Mad Money

Six Reasons Why The S&P Will Top 1200

With everyone in the market speculating on whether the market can continue its upward run, Cramer has been hearing countless theories on what will tank US stocks, from a bad September to a debt-laden government. But he's taking a different perspective than everyone out there who is worried about a major correction in the market. He wants to know the factors that could actually stop the upward trajectory and if the market ever deserved to be as low as it was.

Cramer is taking a deep dive into a graphic representation of where the market can go, courtesy of Dan Fitzpatrick of The technicals point to a "head and shoulders" pattern and just about any way you look at these charts, the S&P looks to go to 1200. Based on the furthest distance from its 200-day moving average, Fitzpatrick also thinks the S&P could go to 1272, which is a 24% move.  And at a minimum he believes chartists will start seeing 1200 as the level where they call a top in the S&P, which is over 17% higher than where we are right now.

Basically, Cramer says, Fitzpatrick thinks the charts are saying the sky’s the limit and the smart money may believe we’ve gone too far too fast.  But if the market doesn’t listen to the smart money, they’ll ultimately capitulate and hold their noses while buying.

Cramer flat out agrees with Fitzpatrick's analysis, so he's giving 6 reasons why the charts could be right and why people who think the market is vulnerable to a major correction are dead wrong.

First: Takeovers. In one of the most traditionally unactive times of the year - the week before Labor Day - there were no fewer than four major takeovers and takeover attempts. This is extremely notable, as Cramer points out that these kind of deals don't happen unless stocks are cheaper, not more expensive than we think.

Second: Money in. The market has been flooded with money coming in from the sidelines as people are beginning to move away from the outpouring of capital from the markets that started with Lehman Brothers. Cramer points out that this will result in better year-over-year earnings comparisons, which will energize the public to put more money into the market.

Third: Leadership is broadening. The market needs generals, says Cramer, who reminds that this rally started six months ago with oil, techs and banks leading the way. Now we have health care and transports that are picking up, along with confirmation that worldwide economic activity is picking up, thanks to positive numbers from freight and packaging companies. "This kind of broad-based leadership is a huge positive," says Cramer.

Fourth: The firings have stopped. Although hiring hasn't necessarily picked up, the last few unemployment numbers show that most of the people who are going to be laid off have already been laid off. Cramer sees this as a prelude to a new wave of economic growth and that the recovery may not be as jobless as everyone thinks.

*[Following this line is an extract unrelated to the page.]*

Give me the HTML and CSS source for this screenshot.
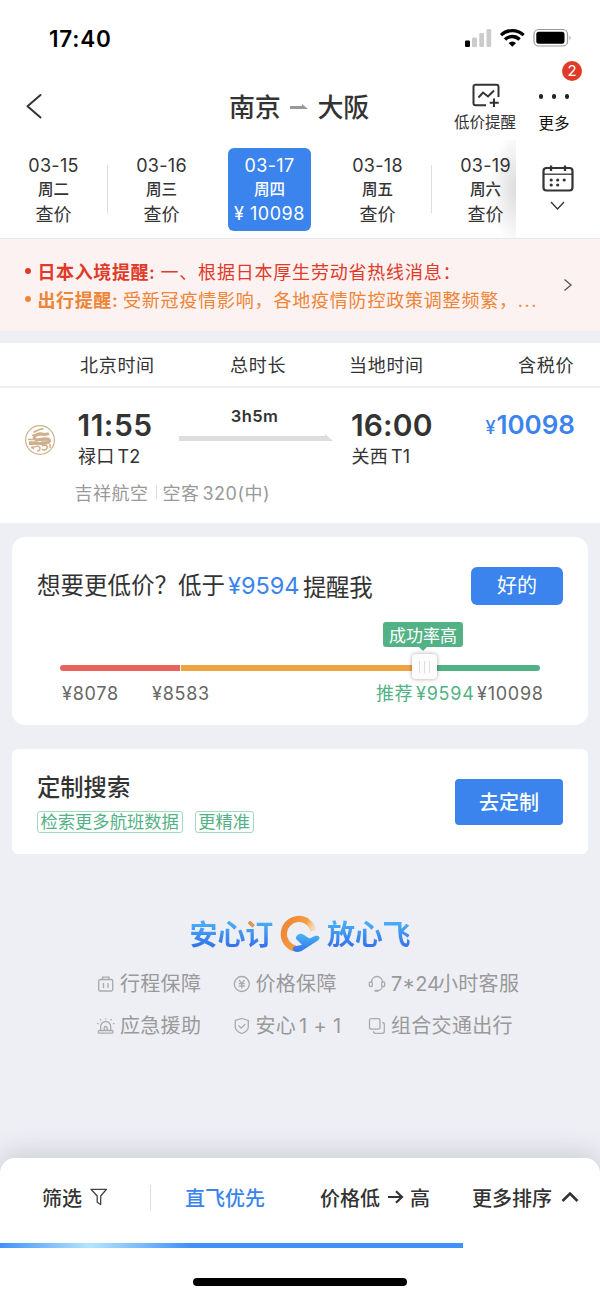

Fifth: The housing bottom. Cramer continues to see confirmation that his call of the June 30th bottom was right on target, as existing home sales, new home sales, permits and pending sales all bottomed this summer. He also points out that other real estate owned by banks is also stabilizing and any losses will remain contained. This is confirmed by the fact that commercial real estate stocks and real estate investment trusts are all currently on the upswing and the "impending" commercial real estate collapse may no be as certain as some people are making it out to be.

Sixth and last: the combination of lowering credit card losses and positive retail numbers. Places as diverse as Tiffany , Coach and Williams Sonoma as well as Kohl’s, Aeropostale, Jones Apparel and Gap have all shown that back to school was a success. The back-to-school season was not as bad as many people had made it out to be, so these stocks have also been relatively and significantly depressed.

What's the bottom line? Cramer has laid out six reasons why the chart that signals the S&P is headed to 1200, could be right. These six reasons are based on the fundamentals and demonstrate that the market is headed higher, not lower, says Cramer.